The real question is how the Fund operates: its governance architecture and institutional safeguards, so that its capital serves exclusively the purpose for which it exists, namely the security of current and future pensioners.
If the Social Insurance Fund continues to function with the logic of a state appendage, the reform will be more accounting exercise than genuine change. Decades of experience have shown that when a social insurance fund is treated as a convenient financing pool for the state, the cost is transferred to the next generation. That is precisely why stopping the accumulation of new debt must be seen as a first step, not a reform in itself.
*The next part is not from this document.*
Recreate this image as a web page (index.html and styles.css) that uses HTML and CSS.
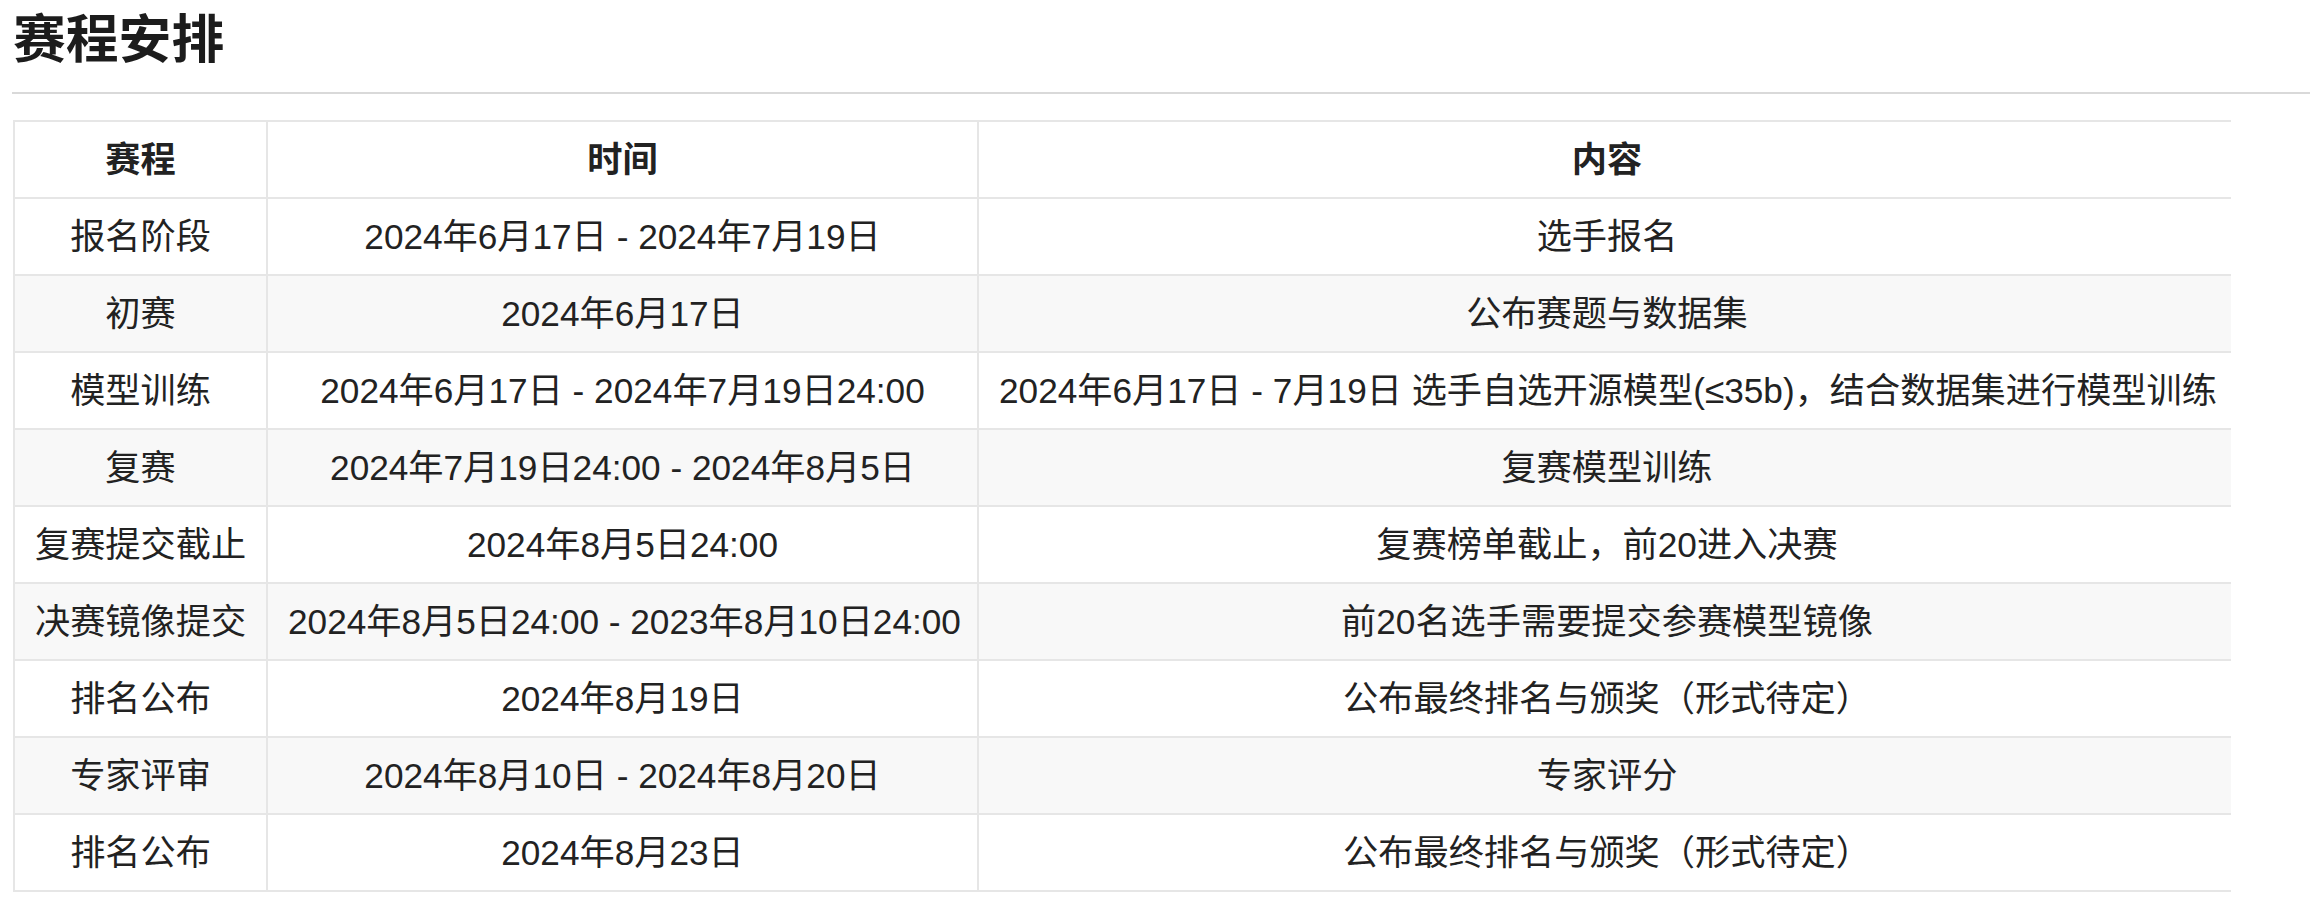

What is needed is independent governance, based on professional criteria and clear operational rules, in line with international standards for large insurance and investment funds. Independence is not a luxury. It is a prerequisite for credibility, transparency and efficiency. The Fund cannot be run according to political expediencies or the short-term needs of whichever ministry happens to be in charge.
A supervisory board is of course necessary. But not as a body that decides on day-to-day management. Its role should be control, accountability and evaluation: monitoring whether rules are being followed, whether investment choices are prudent, and whether strategy serves the public interest.
The organisational model the Social Insurance Fund needs should, in philosophy and institutional structure, resemble the successful funds of other countries. Norway's Government Pension Fund Global is internationally recognised as the benchmark for managing public wealth precisely because it operates under strict rules of independence, transparency and long-term planning. It is not treated as a tool to plug short-term fiscal gaps, but as an institution that protects and grows revenue for future generations. Its governance is based on professional criteria, while the state exercises oversight without intervening in day-to-day management, which strengthens its credibility and limits the risk of political interference.
Without independent governance and operation, the reform of the Social Insurance Fund will remain half-finished. And in that case, it may well be preferable to leave things as they are rather than baptise as reform something that changes nothing of substance.